Logan has left the heroing world behind. Which is bad news for Gabriela (Elizabeth Rodriguez) and Laura (Dafne Keen), who are looking for Logan’s help to get away from some bad men. Refuse as strong as he might, Logan finds himself drawn into helping the ladies anyway, in the process finding a connection with Laura that he did not expect and he cannot deny.
Logan is for all intents and purposes a chase film. The deadliest flaw a chase film can have is to drag. And Logan drags. A lot. So much so its other flaws are laid bare for the world to see.
James Mangold, directing a story he wrote that was adapted into a screenplay he co-wrote with Michael Green and Scott Frank, seems to believe this time around that moving at a languorous pace adds weight to the film. Granted, a certain amount of time is needed to set up the future reality the characters are living in, but do we really need a montage to show us how much Logan’s job as a limo driver sucks? No, we don’t, and the fact that he sneaks in some naked breasts during the montage doesn’t change that fact.
Then there’s the farmhouse scene in the middle of the film that is especially annoying. It’s there to reinforce the themes of showing Logan the family he lacks and that anybody who gets close to him typically dies horribly. But it goes on way too long and only comes about by making the main characters act like morons (The bad guys are after us, have already caught up to us after we stopped once, but let’s stop again! Durr!).
However, like I felt with Batman vs. Superman: Dawn of Justice, Logan was another case of being too long yet not long enough. While what we got would have benefited from a stronger editor or a less indulgent writer, there were a lot of elements of the plot that should have been explored more. For instance, how did Caliban join up with Logan and Xavier? Also, what actually happened to the X-Men? Both of these points could have been meaty scenes in the film.
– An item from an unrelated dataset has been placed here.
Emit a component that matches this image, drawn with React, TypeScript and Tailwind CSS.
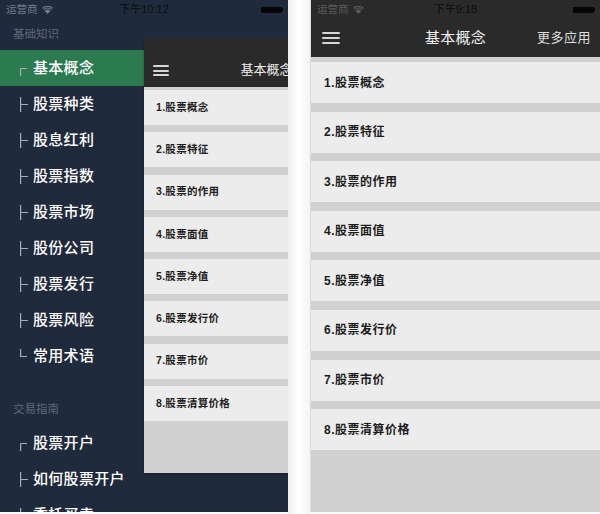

We only get a few lines of dialogue thrown at them.
All of this makes you be less willing to overlook glaring plot contrivances that you would of over looked in another film. Like Gabriella being able to make a well edited video for Logan with killers on her trail. Or Xavier’s illness coming and going as the plot required it. Or Laura knowing how to drive a car. Or the adamantium bullet. Or the healing power boosting serum. And so on.
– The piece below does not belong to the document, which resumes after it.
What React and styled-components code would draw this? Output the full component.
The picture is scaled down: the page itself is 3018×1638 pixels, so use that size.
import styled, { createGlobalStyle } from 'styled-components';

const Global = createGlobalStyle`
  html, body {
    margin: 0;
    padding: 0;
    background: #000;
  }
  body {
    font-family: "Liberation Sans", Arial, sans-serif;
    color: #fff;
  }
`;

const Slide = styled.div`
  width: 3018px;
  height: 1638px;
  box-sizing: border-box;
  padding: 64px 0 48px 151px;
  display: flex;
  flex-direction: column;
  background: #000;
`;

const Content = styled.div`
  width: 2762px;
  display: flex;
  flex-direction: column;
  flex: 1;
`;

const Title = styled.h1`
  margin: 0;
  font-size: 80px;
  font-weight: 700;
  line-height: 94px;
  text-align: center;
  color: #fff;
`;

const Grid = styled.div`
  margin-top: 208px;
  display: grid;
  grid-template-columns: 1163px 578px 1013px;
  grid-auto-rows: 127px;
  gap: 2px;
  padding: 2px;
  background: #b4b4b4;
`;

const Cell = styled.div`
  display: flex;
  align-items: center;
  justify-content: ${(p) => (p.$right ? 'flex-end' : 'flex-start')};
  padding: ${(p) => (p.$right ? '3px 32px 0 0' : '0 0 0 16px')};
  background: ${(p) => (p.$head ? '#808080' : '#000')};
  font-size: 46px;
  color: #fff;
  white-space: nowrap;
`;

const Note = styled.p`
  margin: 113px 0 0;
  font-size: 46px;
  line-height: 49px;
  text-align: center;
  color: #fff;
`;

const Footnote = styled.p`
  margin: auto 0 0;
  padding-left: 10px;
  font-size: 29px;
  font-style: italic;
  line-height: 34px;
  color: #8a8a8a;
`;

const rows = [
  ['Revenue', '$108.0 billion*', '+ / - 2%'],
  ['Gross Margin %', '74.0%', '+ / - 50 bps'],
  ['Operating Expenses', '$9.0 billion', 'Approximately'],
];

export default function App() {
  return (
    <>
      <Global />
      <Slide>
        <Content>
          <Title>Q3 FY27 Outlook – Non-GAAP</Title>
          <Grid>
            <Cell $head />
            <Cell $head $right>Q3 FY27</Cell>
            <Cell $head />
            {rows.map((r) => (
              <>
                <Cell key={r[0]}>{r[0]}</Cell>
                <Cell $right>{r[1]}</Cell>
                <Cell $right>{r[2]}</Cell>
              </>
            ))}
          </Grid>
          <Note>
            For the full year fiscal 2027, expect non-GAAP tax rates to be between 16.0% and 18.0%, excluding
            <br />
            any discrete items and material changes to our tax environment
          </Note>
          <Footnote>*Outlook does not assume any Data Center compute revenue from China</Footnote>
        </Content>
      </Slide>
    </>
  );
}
This is a shame because it could have been a great film. The themes of family and belonging are powerful ones. The actions scenes are brutal, exciting and make full use of the film’s R-rating. The acting is top notch from the top down, starting with the typical great performances from Stewart and Jackman, to Merchant and Richard E. Grant as Dr. Rice–both who make the most of what’s given to them, to Boyd Holbrook who is one of the most charismatic villains you’ve ever seen in comic book films. Like Rich, I have to single out Dafne Keen’s performance as Laura for special praise. A relative newcomer (this film was only her second project), she had the most difficult part in the whole film and exceeded any expectations. I would say that with the right roles, Keen could have a Jodie Foster-esque career ahead of her. She’s that good here.
Which makes the film even more of a disappointment. All the elements of a proper send-off for Jackman were here. But Mangold fumbled it through cutting corners and botched pacing. Logan deserved better.